Not too much has been going on in Holland Land lately, although we did recently celebrate Erin and Grace’s first birthday! It’s hard for me to believe I’m the mother of toddlers now, especially when I have moments where I forget I’m a mom in the first place. They’re doing new things every day, and I couldn’t be prouder of them. But I won’t gush about them here. That’s what this page is for.
As far as reading material, I’m once again delving into Harry Potter and the Deathly Hallows. And, as usual, I’m finding things I missed the first four times I read it. I’m also beginning to read The Children of Men, something I picked up about a year ago but never started. I’ve also got The Painted Veil to read. (Perhaps I should start reading books that aren’t already made into movies?) I also was one of the unfortunate folks to get thoroughly sucked into the Twilight saga. I know, I know. Melodramatic vampire romance novels do not exactly seem geared toward nearly 30-year-old women. But so help me, they were entertaining. And I’m kinda looking forward to the movie (Cedric Diggory as Edward Cullen? Yes, please.).
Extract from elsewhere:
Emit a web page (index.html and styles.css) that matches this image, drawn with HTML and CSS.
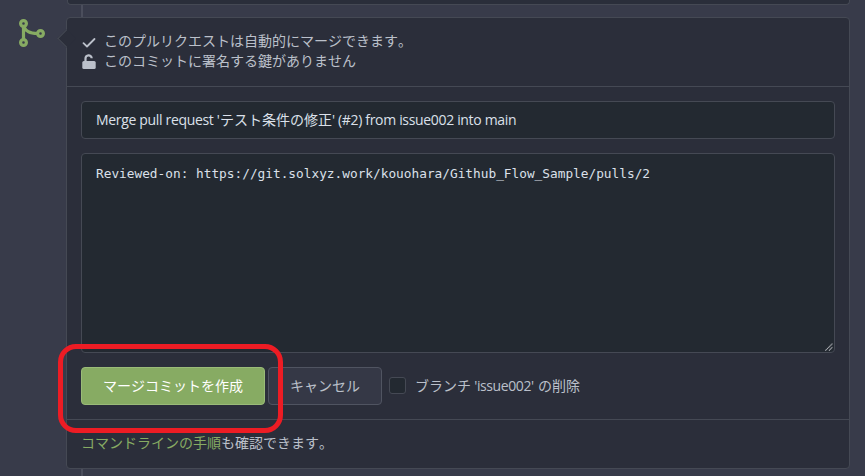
FILE: index.html
```
<!DOCTYPE html>
<html lang="ja">
<head>
<meta charset="utf-8">
<title>Merge pull request</title>
<link rel="stylesheet" href="styles.css">
</head>
<body>
<main class="timeline">
  <div class="previous"></div>
  <svg class="merge-icon" viewBox="0 0 28 30" fill="none" stroke="#87ab63" stroke-width="3.2">
    <circle cx="5.5" cy="5.5" r="2.900"/><circle cx="5.5" cy="24.500" r="2.900"/><circle cx="22.500" cy="15.500" r="2.900"/>
    <path d="M5.500 8V22M5.500 8.500C8 13 11 15.500 19.500 15.500"/>
  </svg>
  <section class="card">
    <div class="status">
      <div class="status-row">
        <svg class="icon" viewBox="0 0 16 16" fill="none" stroke="#bbc0ca" stroke-width="1.8" stroke-linecap="round" stroke-linejoin="round"><path d="M2.500 9.200L6 12.500L13.500 5"/></svg>
        <span>このプルリクエストは自動的にマージできます。</span>
      </div>
      <div class="status-row">
        <svg class="icon" viewBox="0 0 16 16"><path d="M4.500 8V4.600A3.100 3.100 0 0 1 10.700 4.200" fill="none" stroke="#bbc0ca" stroke-width="2.2"/><rect x="1.300" y="7" width="13.400" height="8" rx="1.500" fill="#bbc0ca"/></svg>
        <span>このコミットに署名する鍵がありません</span>
      </div>
    </div>
    <form class="merge-form">
      <div class="field title-field"><span class="lat-a">Merge pull request '</span>テスト条件の修正<span class="lat-b">' (#2) from issue002 into main</span></div>
      <div class="field message-field">Reviewed-on: https://git.solxyz.work/kouohara/Github_Flow_Sample/pulls/2
        <svg class="grip" viewBox="0 0 9 9" stroke="#c4c6ca" stroke-width="1.2" stroke-dasharray="1 .4"><path d="M.5 8.500L8.500 .5M4.500 8.500L8.500 4.500"/></svg>
      </div>
      <div class="actions">
        <button type="button" class="button primary">マージコミットを作成</button>
        <button type="button" class="button cancel">キャンセル</button>
        <span class="checkbox"></span>
        <span class="delete-label">ブランチ<span class="lat-c"> 'issue002' </span>の削除</span>
      </div>
    </form>
    <div class="instructions"><span class="link">コマンドラインの手順</span>も確認できます。</div>
  </section>
  <div class="highlight"></div>
</main>
</body>
</html>
```
FILE: styles.css
```
* { box-sizing: border-box; }
body {
  margin: 0;
  background: #383b4a;
  color: #bbc0ca;
  font: 14px/20px "Open Sans", "Noto Sans CJK JP", sans-serif;
  font-kerning: none;
}
.timeline {
  position: relative;
  height: 476px;
  padding-left: 66px;
  overflow: hidden;
}
.timeline::before {
  content: "";
  position: absolute;
  left: 81px;
  top: 0;
  bottom: 0;
  width: 2px;
  background: #4b4e5c;
}
.previous {
  position: relative;
  width: 783px;
  height: 5px;
  margin-left: 1px;
  margin-bottom: 12px;
  background: #2a2e3a;
  border: 1px solid #454954;
  border-top: 0;
  border-radius: 0 0 4px 4px;
}
.merge-icon {
  position: absolute;
  left: 18px;
  top: 18px;
  width: 28px;
  height: 30px;
}
.card {
  position: relative;
  width: 784px;
  height: 452px;
  background: #2b2e3a;
  border: 1px solid #454954;
  border-radius: 4px;
}
.card::before {
  content: "";
  position: absolute;
  left: -7px;
  top: 14px;
  width: 12px;
  height: 12px;
  background: #2b2e3a;
  border: solid #454954;
  border-width: 0 0 1px 1px;
  transform: rotate(45deg);
}
.status {
  height: 69px;
  padding: 14px;
  border-bottom: 1px solid #454954;
}
.status-row {
  display: flex;
  align-items: center;
  gap: 8px;
  height: 20px;
}
.status-row span {
  margin: -2px 0 0 -1px;
}
.icon { width: 16px; height: 16px; flex: none; }
.merge-form {
  height: 333px;
  padding: 14px;
  border-bottom: 1px solid #454954;
}
.field {
  background: #232931;
  border: 1px solid #454954;
  border-radius: 4px;
  color: #dbe0ea;
  width: 754px;
  white-space: nowrap;
}
.title-field {
  height: 38px;
  padding: 8px 14px;
  margin-bottom: 14px;
}
.message-field {
  position: relative;
  height: 200px;
  padding: 10px 14px;
  font: 12.79px/20px "DejaVu Sans Mono", monospace;
}
.grip {
  position: absolute;
  right: 1px;
  bottom: 1px;
  width: 8px;
  height: 8px;
}
.actions {
  display: flex;
  align-items: center;
  margin-top: 14px;
}
.button {
  height: 38px;
  padding: 0 0 1px;
  border-radius: 4px;
  font: inherit;
}
.primary {
  width: 184px;
  margin-right: 3px;
  background: #87ab63;
  border: 1px solid #9abb78;
  color: #fff;
}
.cancel {
  width: 114px;
  background: #353846;
  border: 1px solid #505461;
  color: #bbc0ca;
}
.checkbox {
  width: 17px;
  height: 17px;
  margin: 0 9px 1px 7px;
  background: #232931;
  border: 1px solid #454954;
  border-radius: 3px;
}
.delete-label { white-space: nowrap; }
.lat-a, .lat-b, .lat-c {
  display: inline-block;
  white-space: pre;
}
.lat-a { width: 124px; letter-spacing: -.33px; }
.lat-b { letter-spacing: -.33px; }
.lat-c { width: 67px; letter-spacing: -.4px; }
.instructions { padding: 13px 14px; }
.link { color: #87ab63; }
.highlight {
  position: absolute;
  left: 58px;
  top: 344px;
  width: 225px;
  height: 89px;
  border: 5px solid #ed1c24;
  border-radius: 18px;
}
```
As if my transformation into a 15 year old wasn’t aided enough by my literary choices of late, I’m starting to look for new music, since, well, I haven’t really bought anything over the past year, and I miss listening to music. A few of my friends have suggested Paramore, and I’m liking what I hear from them. I’ll probably pick one of their CD’s up when I have play money again at the beginning of October. Jeff’s also made a big push for Mae as well, and I’m liking Singularity in particular. On a whim, I picked up Missy Higgins’ second CD, On a Clear Night, and I LOVE it. Love love it. I’m also open for suggestions, so if you have any, fire away.
That’s about it for me lately. What have you guys been up to?